Repeat, exactly and in full, the lines of the listing below, but without any pictures.
------------------------------------
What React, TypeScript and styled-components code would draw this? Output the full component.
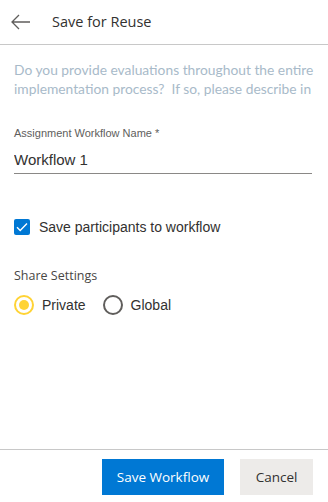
import styled, { createGlobalStyle } from 'styled-components'

const GlobalStyle = createGlobalStyle`
  html, body {
    margin: 0;
    padding: 0;
    background: #ffffff;
  }
  * {
    box-sizing: border-box;
  }
`

const Panel = styled.div`
  width: 328px;
  height: 502px;
  display: flex;
  flex-direction: column;
  background: #ffffff;
  font-family: "Open Sans", "Noto Sans", sans-serif;
`

const Header = styled.div`
  height: 45px;
  display: flex;
  align-items: center;
  padding: 0 0 0 10px;
  border-bottom: 1px solid #c8c8c8;
  flex-shrink: 0;
`

const BackButton = styled.button`
  width: 22px;
  height: 22px;
  padding: 0;
  border: none;
  background: transparent;
  display: flex;
  align-items: center;
  justify-content: center;
  margin-right: 20px;
`

const Title = styled.h1`
  margin: 0 0 1px 0;
  font-size: 14.5px;
  font-weight: 400;
  color: #323130;
`

const Body = styled.div`
  flex: 1;
  padding: 15px 14px 0 14px;
  display: flex;
  flex-direction: column;
`

const Description = styled.div`
  font-family: Lato, "Open Sans", sans-serif;
  font-size: 13.8px;
  line-height: 19px;
  color: #a8bac9;
`

const DescLine = styled.span`
  display: block;
  white-space: pre;
`

const Field = styled.div`
  margin-top: 28px;
  display: flex;
  flex-direction: column;
`

const Label = styled.label`
  font-family: "Liberation Sans", Arial, sans-serif;
  font-size: 11px;
  color: #605e5c;
  line-height: 14px;
`

const TextInput = styled.input`
  margin-top: 10px;
  height: 24px;
  padding: 0 0 4px 0;
  border: none;
  border-bottom: 1px solid #8a8886;
  font-family: "Liberation Sans", Arial, sans-serif;
  font-size: 15px;
  color: #323130;
  outline: none;
  width: 298px;
`

const CheckRow = styled.label`
  margin-top: 45px;
  display: flex;
  align-items: center;
  gap: 9px;
  font-family: "Liberation Sans", Arial, sans-serif;
  font-size: 14px;
  color: #323130;
`

const CheckBox = styled.span`
  width: 16px;
  height: 16px;
  border-radius: 2px;
  background: #0078d4;
  display: flex;
  align-items: center;
  justify-content: center;
`

const GroupLabel = styled.div`
  margin-top: 32px;
  font-size: 12.5px;
  color: #484644;
`

const RadioGroup = styled.div`
  margin-top: 11px;
  display: flex;
  align-items: center;
  gap: 17px;
`

const RadioOption = styled.label`
  display: flex;
  align-items: center;
  gap: 8px;
  font-family: "Liberation Sans", Arial, sans-serif;
  font-size: 14px;
  color: #323130;
`

const RadioCircle = styled.span<{ $checked?: boolean }>`
  width: 20px;
  height: 20px;
  border-radius: 50%;
  border: 2px solid ${p => (p.$checked ? '#ffd335' : '#605e5c')};
  display: flex;
  align-items: center;
  justify-content: center;
  &::after {
    content: '';
    width: 10px;
    height: 10px;
    border-radius: 50%;
    background: ${p => (p.$checked ? '#ffd335' : 'transparent')};
  }
`

const Footer = styled.div`
  height: 53px;
  border-top: 1px solid #c8c8c8;
  display: flex;
  align-items: flex-start;
  justify-content: flex-end;
  gap: 16px;
  padding: 9px 15px 0 0;
  flex-shrink: 0;
`

const Button = styled.button<{ $primary?: boolean }>`
  height: 36px;
  padding: 0 12px;
  border: none;
  border-radius: 0;
  font-family: "Open Sans", "Noto Sans", sans-serif;
  font-size: 13.5px;
  background: ${p => (p.$primary ? '#0078d4' : '#edebe9')};
  color: ${p => (p.$primary ? '#ffffff' : '#323130')};
  width: ${p => (p.$primary ? '122px' : '73px')};
`

function App() {
  return (
    <>
      <GlobalStyle />
      <Panel>
        <Header>
          <BackButton aria-label="Back">
            <svg width="20" height="16" viewBox="0 0 20 16" fill="none">
              <path d="M1 8 H19 M8 1 L1 8 L8 15" stroke="#605e5c" strokeWidth="1.3" />
            </svg>
          </BackButton>
          <Title>Save for Reuse</Title>
        </Header>
        <Body>
          <Description>
            <DescLine>Do you provide evaluations throughout the entire</DescLine>
            <DescLine>implementation process?  If so, please describe in</DescLine>
          </Description>
          <Field>
            <Label>Assignment Workflow Name *</Label>
            <TextInput defaultValue="Workflow 1" />
          </Field>
          <CheckRow>
            <CheckBox>
              <svg width="12" height="10" viewBox="0 0 12 10" fill="none">
                <path d="M1 5.2 L4.2 8.4 L11 1.6" stroke="#ffffff" strokeWidth="1.4" />
              </svg>
            </CheckBox>
            Save participants to workflow
          </CheckRow>
          <GroupLabel>Share Settings</GroupLabel>
          <RadioGroup>
            <RadioOption>
              <RadioCircle $checked />
              Private
            </RadioOption>
            <RadioOption>
              <RadioCircle />
              Global
            </RadioOption>
          </RadioGroup>
        </Body>
        <Footer>
          <Button $primary>Save Workflow</Button>
          <Button>Cancel</Button>
        </Footer>
      </Panel>
    </>
  )
}

export default App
------------------------------------
* _Answer to the problem_:
What React, TypeScript and styled-components code would draw this? Output the full component.
import styled, { createGlobalStyle } from 'styled-components'

const GlobalStyle = createGlobalStyle`
  html, body {
    margin: 0;
    padding: 0;
    background: #ffffff;
  }
  * {
    box-sizing: border-box;
  }
`

const Panel = styled.div`
  width: 328px;
  height: 502px;
  display: flex;
  flex-direction: column;
  background: #ffffff;
  font-family: "Open Sans", "Noto Sans", sans-serif;
`

const Header = styled.div`
  height: 45px;
  display: flex;
  align-items: center;
  padding: 0 0 0 10px;
  border-bottom: 1px solid #c8c8c8;
  flex-shrink: 0;
`

const BackButton = styled.button`
  width: 22px;
  height: 22px;
  padding: 0;
  border: none;
  background: transparent;
  display: flex;
  align-items: center;
  justify-content: center;
  margin-right: 20px;
`

const Title = styled.h1`
  margin: 0 0 1px 0;
  font-size: 14.5px;
  font-weight: 400;
  color: #323130;
`

const Body = styled.div`
  flex: 1;
  padding: 15px 14px 0 14px;
  display: flex;
  flex-direction: column;
`

const Description = styled.div`
  font-family: Lato, "Open Sans", sans-serif;
  font-size: 13.8px;
  line-height: 19px;
  color: #a8bac9;
`

const DescLine = styled.span`
  display: block;
  white-space: pre;
`

const Field = styled.div`
  margin-top: 28px;
  display: flex;
  flex-direction: column;
`

const Label = styled.label`
  font-family: "Liberation Sans", Arial, sans-serif;
  font-size: 11px;
  color: #605e5c;
  line-height: 14px;
`

const TextInput = styled.input`
  margin-top: 10px;
  height: 24px;
  padding: 0 0 4px 0;
  border: none;
  border-bottom: 1px solid #8a8886;
  font-family: "Liberation Sans", Arial, sans-serif;
  font-size: 15px;
  color: #323130;
  outline: none;
  width: 298px;
`

const CheckRow = styled.label`
  margin-top: 45px;
  display: flex;
  align-items: center;
  gap: 9px;
  font-family: "Liberation Sans", Arial, sans-serif;
  font-size: 14px;
  color: #323130;
`

const CheckBox = styled.span`
  width: 16px;
  height: 16px;
  border-radius: 2px;
  background: #0078d4;
  display: flex;
  align-items: center;
  justify-content: center;
`

const GroupLabel = styled.div`
  margin-top: 32px;
  font-size: 12.5px;
  color: #484644;
`

const RadioGroup = styled.div`
  margin-top: 11px;
  display: flex;
  align-items: center;
  gap: 17px;
`

const RadioOption = styled.label`
  display: flex;
  align-items: center;
  gap: 8px;
  font-family: "Liberation Sans", Arial, sans-serif;
  font-size: 14px;
  color: #323130;
`

const RadioCircle = styled.span<{ $checked?: boolean }>`
  width: 20px;
  height: 20px;
  border-radius: 50%;
  border: 2px solid ${p => (p.$checked ? '#ffd335' : '#605e5c')};
  display: flex;
  align-items: center;
  justify-content: center;
  &::after {
    content: '';
    width: 10px;
    height: 10px;
    border-radius: 50%;
    background: ${p => (p.$checked ? '#ffd335' : 'transparent')};
  }
`

const Footer = styled.div`
  height: 53px;
  border-top: 1px solid #c8c8c8;
  display: flex;
  align-items: flex-start;
  justify-content: flex-end;
  gap: 16px;
  padding: 9px 15px 0 0;
  flex-shrink: 0;
`

const Button = styled.button<{ $primary?: boolean }>`
  height: 36px;
  padding: 0 12px;
  border: none;
  border-radius: 0;
  font-family: "Open Sans", "Noto Sans", sans-serif;
  font-size: 13.5px;
  background: ${p => (p.$primary ? '#0078d4' : '#edebe9')};
  color: ${p => (p.$primary ? '#ffffff' : '#323130')};
  width: ${p => (p.$primary ? '122px' : '73px')};
`

function App() {
  return (
    <>
      <GlobalStyle />
      <Panel>
        <Header>
          <BackButton aria-label="Back">
            <svg width="20" height="16" viewBox="0 0 20 16" fill="none">
              <path d="M1 8 H19 M8 1 L1 8 L8 15" stroke="#605e5c" strokeWidth="1.3" />
            </svg>
          </BackButton>
          <Title>Save for Reuse</Title>
        </Header>
        <Body>
          <Description>
            <DescLine>Do you provide evaluations throughout the entire</DescLine>
            <DescLine>implementation process?  If so, please describe in</DescLine>
          </Description>
          <Field>
            <Label>Assignment Workflow Name *</Label>
            <TextInput defaultValue="Workflow 1" />
          </Field>
          <CheckRow>
            <CheckBox>
              <svg width="12" height="10" viewBox="0 0 12 10" fill="none">
                <path d="M1 5.2 L4.2 8.4 L11 1.6" stroke="#ffffff" strokeWidth="1.4" />
              </svg>
            </CheckBox>
            Save participants to workflow
          </CheckRow>
          <GroupLabel>Share Settings</GroupLabel>
          <RadioGroup>
            <RadioOption>
              <RadioCircle $checked />
              Private
            </RadioOption>
            <RadioOption>
              <RadioCircle />
              Global
            </RadioOption>
          </RadioGroup>
        </Body>
        <Footer>
          <Button $primary>Save Workflow</Button>
          <Button>Cancel</Button>
        </Footer>
      </Panel>
    </>
  )
}

export default App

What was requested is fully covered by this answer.